E, claro, a sharia deve ser para a maioria a fonte legal primária da organização social, o que implica que as liberdades “liberais” do Ocidente não fazem grande furor em Damasco, Riad ou Cabul. Constatar esse fato não é uma forma de “islamofobia”. É, novamente, a simples constatação de um fato.

Por último, se a memória não me atraiçoa, Ben Affleck dirigiu um filme, intitulado “Argo”, sobre o resgate “in extremis” de funcionários americanos da embaixada de Teerã quando Khomeini – o “Gandhi iraniano”, como lhe chamou carinhosamente Foucault – iniciou a sua teocracia em 1979. No filme, Affleck trata os iranianos como um bando de selvagens, prontos a tirar o escalpe de qualquer cidadão do Grande Satã.

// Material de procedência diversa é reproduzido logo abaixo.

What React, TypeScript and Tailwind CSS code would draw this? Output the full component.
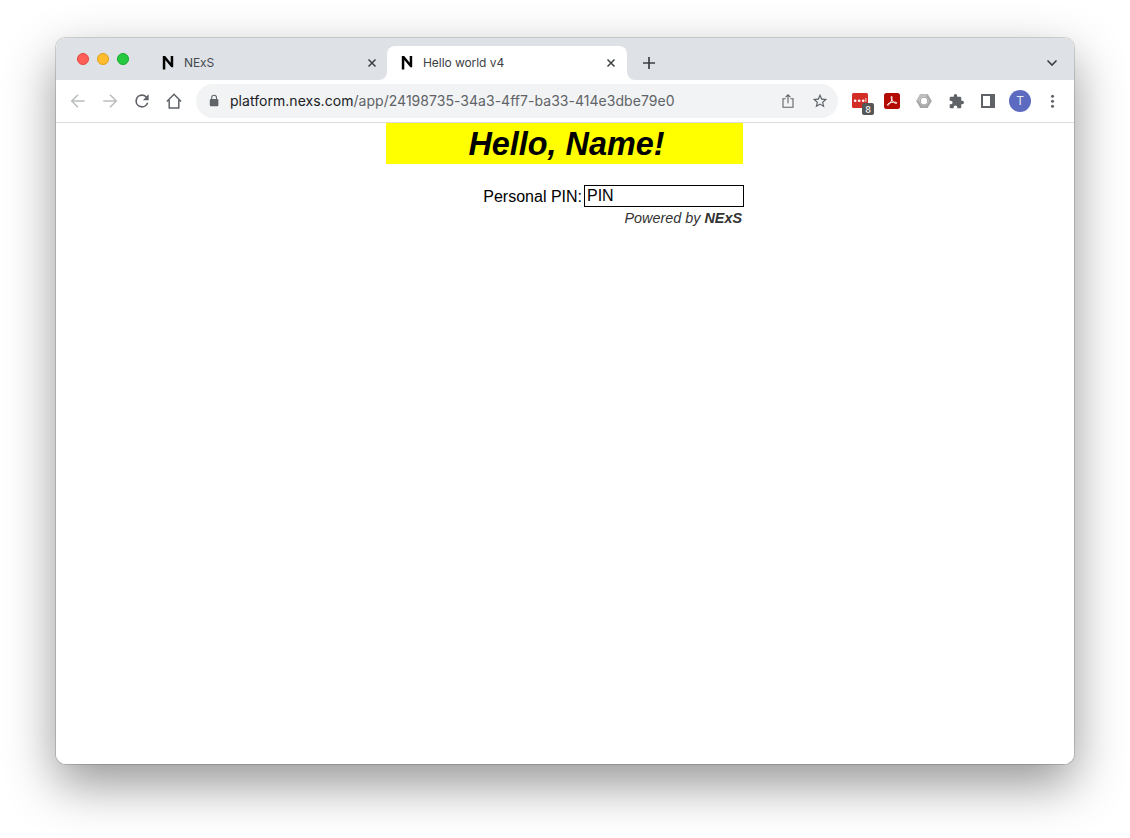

Não vou pelo caminho mais fácil de considerar ligeiramente “islamofóbica” a redução da grande civilização persa à caricatura que Affleck fez dela. Mas talvez seja interessante relembrar o que os dirigentes iranianos disseram sobre o filme e sobre Affleck. Resumindo, o filme era insultuoso e Affleck, “persona non grata”.

Espero que, depois da sua “performance” na TV, o ator esteja reabilitado aos olhos dos aiatolás. E uma viagem a Teerã talvez fosse o melhor teste. Tenho a certeza de que a recepção seria literalmente de rebentar.